Councilman Ted Owens not only agreed, but also put out a call for greater participation by residents in 2002.

“Frankly, I’ve been a little disappointed in the turnout at some of the [council] meetings and workshops,” Owens said. “I can’t stress it enough: You have to have people out there and people have to participate. There are a handful of people that are very caring about what happens to Truckee. But you see the same faces at the council meetings and the public workshops. The time for the public to participate is now.”

Owens added that his focus in 2002 will include not only what is happening in Truckee, but also the surrounding area.

“The big thing for me this year is Placer County. Building an alliance, a coalition and a good relationship, particularly in the face of the Martis Valley Master Plan. I think we really have to look beyond our own jurisdictional borders,” Owens said.

On a regional level, Nevada County 5th District Supervisor Barbara Green predicted county officials will have to wrestle with a more common problem: money.

Green said the state is facing a large budget deficit, and its impact will likely be felt on the county level after the start of the next fiscal year, which begins on July 1.

“We don’t know what exactly it will be, but probably somewhere between $14 and $20 billion [state budget deficit]. It may have an effect on what services [the county] can provide,” Green said.

With the town in a rosier financial picture than the state, Wright said the search for a permanent home for Town Hall would also be one of the town’s higher priorities.

“That will also have a large public involvement component, and I would expect that we will have a final decision [on a future Town Hall site] sometime in June or July.”

A final decision will allow town staff and the council to begin negotiations for the acquisition of that site.

There will be three seats up for election on the Town Council in November. Ted Owens, Don McCormack and Maia Schneider currently hold those seats. Schneider has said she will not seek reelection, Owens said he will and McCormack is “undecided, but likely to run.”

Mayor Ron Florian and Councilmember Josh Susman were both reelected in the fall of 2000.

“We should know by August who the candidates will be,” Wright said.

But elections will not be limited to the town council, said Schneider.

“There are also a lot of seats on [the boards] of the various special districts,” Schneider noted.

As for town government itself, Wright said residents would not see any major changes or additions.

“I think it will be a quiet year. We don’t expect any substantial changes. But we still have a few openings in the police department,” he said.

Wright added that the permanent police headquarters in Town Hall should be open by early February.

But no opening will have a greater impact on the daily lives of Truckee residents than that of the Highway 267 bypass.

The bypass, in its third year of construction, is due to open sometime around Aug. 1.

“Clearly it will be the largest public works type project that the public will see,” Wright said.

Remaining in the ‘No rest for the weary’ category will be the personnel of the Truckee Donner Public Utility District, as several large projects will continue into or begin in 2002.

“We will continue to rebuild the Donner Lake water system. We are going into Year 2 of a three-year plan,” said General Manager Peter Holzmeister.

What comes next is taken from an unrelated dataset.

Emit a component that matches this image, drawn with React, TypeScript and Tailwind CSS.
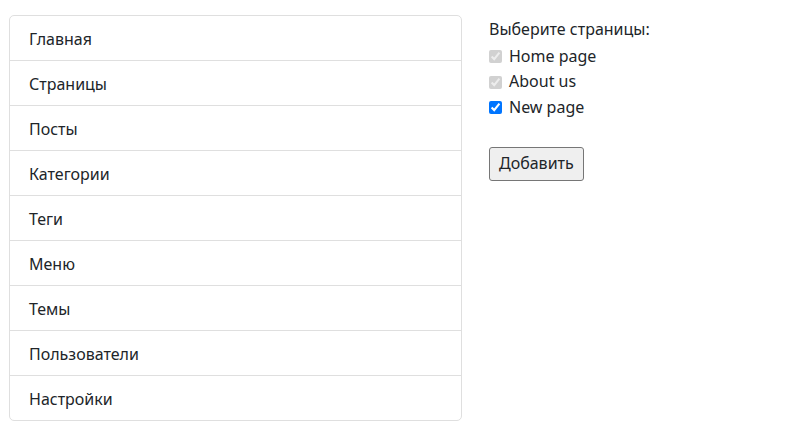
const menu = [
  'Главная',
  'Страницы',
  'Посты',
  'Категории',
  'Теги',
  'Меню',
  'Темы',
  'Пользователи',
  'Настройки',
]

const pages = [
  { title: 'Home page', disabled: true },
  { title: 'About us', disabled: true },
  { title: 'New page', disabled: false },
]

export default function App() {
  return (
    <div
      className="flex items-start gap-[27px] px-[9px] pt-[15px] text-[16px] text-[#212529] bg-white min-h-[448px]"
      style={{ fontFamily: '"Noto Sans", "Open Sans", sans-serif' }}
    >
      <ul className="w-[453px] shrink-0 border border-[#dfdfdf] rounded-[5px] overflow-hidden">
        {menu.map((item, i) => (
          <li
            key={item}
            className={`flex items-center px-[19px] pt-[2px] ${
              i > 0 ? 'h-[45px] border-t border-[#dfdfdf]' : 'h-[44px]'
            }`}
          >
            {item}
          </li>
        ))}
      </ul>

      <form className="pt-[2px] leading-[25.7px]">
        <div className="mb-[1px]">Выберите страницы:</div>
        {pages.map((p) => (
          <label key={p.title} className="flex items-center gap-[7px]">
            <input
              type="checkbox"
              defaultChecked
              disabled={p.disabled}
              className="w-[13px] h-[13px] m-0"
            />
            {p.title}
          </label>
        ))}
        <button
          type="button"
          className="mt-[26px] h-[34px] px-[9px] bg-[#efefef] border border-[#767676] rounded-[3px] text-[16px]"
        >
          Добавить
        </button>
      </form>
    </div>
  )
}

“Another big issue will be bringing Glenshire into the PUD and solving their arsenic problem. Third, the board will also make a decision on whether or not we are going to offer [Internet and cable] services. And the fourth big thing for us will be all the various developments you hear the town talking about, if they get town approval and proceed, it makes for a pretty busy year for us.”

As far as construction as a whole, many in the industry are forecasting the slowdown that began in 2001 to continue into the next building season.

“Things were unusually, abnormally busy the last two or three years,” said Patrick Flora, president of the Contractors Association of Truckee Tahoe. “But I think that has peaked and leveled off to a little more rational level.”

But one of the area’s most persistent problems, the lack of affordable housing, will continue into 2002, and beyond.

“It’s a problem region wide. I have close to 20 people working for me, and they can’t find a place to live,” Flora said. “And affordable housing can be sort of a misnomer. Somebody at Lahontan might consider Tahoe Donner affordable housing. But the people that really make the community go are having a very difficult time finding housing.”

Mayor Florian agreed.

“We have a study going on right now, and we should have the results by the first quarter of [2002]. It will help guide us as to what avenues we should take,” he said. “It’s a universal problem.”

Councilwoman Schneider hopes 2002 will be the year for groups presently “under represented” to establish a public presence.

“There are people who are vastly under represented in our community. Hispanics are not represented to any degree on our publicly elected boards, and women are vastly under represented,” Schneider said.